Leaving out every picture, quote the data below exactly as it appears.
───
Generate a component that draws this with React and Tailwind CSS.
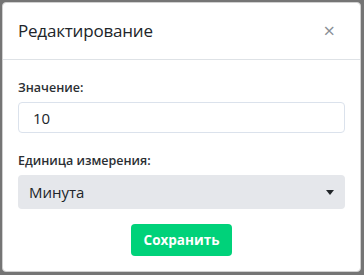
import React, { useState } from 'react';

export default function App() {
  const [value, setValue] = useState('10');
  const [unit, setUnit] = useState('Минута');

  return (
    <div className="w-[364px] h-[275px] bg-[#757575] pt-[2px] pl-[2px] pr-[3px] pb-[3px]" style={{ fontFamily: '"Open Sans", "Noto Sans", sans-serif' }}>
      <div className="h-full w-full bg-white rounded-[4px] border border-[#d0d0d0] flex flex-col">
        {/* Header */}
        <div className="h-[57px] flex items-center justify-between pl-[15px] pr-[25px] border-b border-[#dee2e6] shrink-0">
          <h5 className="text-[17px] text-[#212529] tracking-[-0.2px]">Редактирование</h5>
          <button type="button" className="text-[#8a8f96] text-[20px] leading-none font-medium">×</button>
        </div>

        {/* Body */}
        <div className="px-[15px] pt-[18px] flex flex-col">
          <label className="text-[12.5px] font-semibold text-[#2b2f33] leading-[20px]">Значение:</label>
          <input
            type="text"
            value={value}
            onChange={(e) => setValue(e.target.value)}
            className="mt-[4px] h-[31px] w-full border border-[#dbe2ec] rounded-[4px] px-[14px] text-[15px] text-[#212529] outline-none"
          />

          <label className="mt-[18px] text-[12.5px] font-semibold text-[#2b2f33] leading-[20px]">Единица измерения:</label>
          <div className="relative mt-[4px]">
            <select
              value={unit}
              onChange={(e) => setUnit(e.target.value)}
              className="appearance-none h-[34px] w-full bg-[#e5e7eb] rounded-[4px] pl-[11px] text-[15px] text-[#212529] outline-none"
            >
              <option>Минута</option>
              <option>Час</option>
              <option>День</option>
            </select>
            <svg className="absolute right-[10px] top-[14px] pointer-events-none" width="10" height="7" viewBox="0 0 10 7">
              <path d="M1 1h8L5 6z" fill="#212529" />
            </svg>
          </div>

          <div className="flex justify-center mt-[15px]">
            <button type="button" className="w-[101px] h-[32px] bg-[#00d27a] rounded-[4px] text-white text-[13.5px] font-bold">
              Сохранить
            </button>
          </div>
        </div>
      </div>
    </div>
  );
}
───
Output below
Generate a component that draws this with React and Tailwind CSS.
import React, { useState } from 'react';

export default function App() {
  const [value, setValue] = useState('10');
  const [unit, setUnit] = useState('Минута');

  return (
    <div className="w-[364px] h-[275px] bg-[#757575] pt-[2px] pl-[2px] pr-[3px] pb-[3px]" style={{ fontFamily: '"Open Sans", "Noto Sans", sans-serif' }}>
      <div className="h-full w-full bg-white rounded-[4px] border border-[#d0d0d0] flex flex-col">
        {/* Header */}
        <div className="h-[57px] flex items-center justify-between pl-[15px] pr-[25px] border-b border-[#dee2e6] shrink-0">
          <h5 className="text-[17px] text-[#212529] tracking-[-0.2px]">Редактирование</h5>
          <button type="button" className="text-[#8a8f96] text-[20px] leading-none font-medium">×</button>
        </div>

        {/* Body */}
        <div className="px-[15px] pt-[18px] flex flex-col">
          <label className="text-[12.5px] font-semibold text-[#2b2f33] leading-[20px]">Значение:</label>
          <input
            type="text"
            value={value}
            onChange={(e) => setValue(e.target.value)}
            className="mt-[4px] h-[31px] w-full border border-[#dbe2ec] rounded-[4px] px-[14px] text-[15px] text-[#212529] outline-none"
          />

          <label className="mt-[18px] text-[12.5px] font-semibold text-[#2b2f33] leading-[20px]">Единица измерения:</label>
          <div className="relative mt-[4px]">
            <select
              value={unit}
              onChange={(e) => setUnit(e.target.value)}
              className="appearance-none h-[34px] w-full bg-[#e5e7eb] rounded-[4px] pl-[11px] text-[15px] text-[#212529] outline-none"
            >
              <option>Минута</option>
              <option>Час</option>
              <option>День</option>
            </select>
            <svg className="absolute right-[10px] top-[14px] pointer-events-none" width="10" height="7" viewBox="0 0 10 7">
              <path d="M1 1h8L5 6z" fill="#212529" />
            </svg>
          </div>

          <div className="flex justify-center mt-[15px]">
            <button type="button" className="w-[101px] h-[32px] bg-[#00d27a] rounded-[4px] text-white text-[13.5px] font-bold">
              Сохранить
            </button>
          </div>
        </div>
      </div>
    </div>
  );
}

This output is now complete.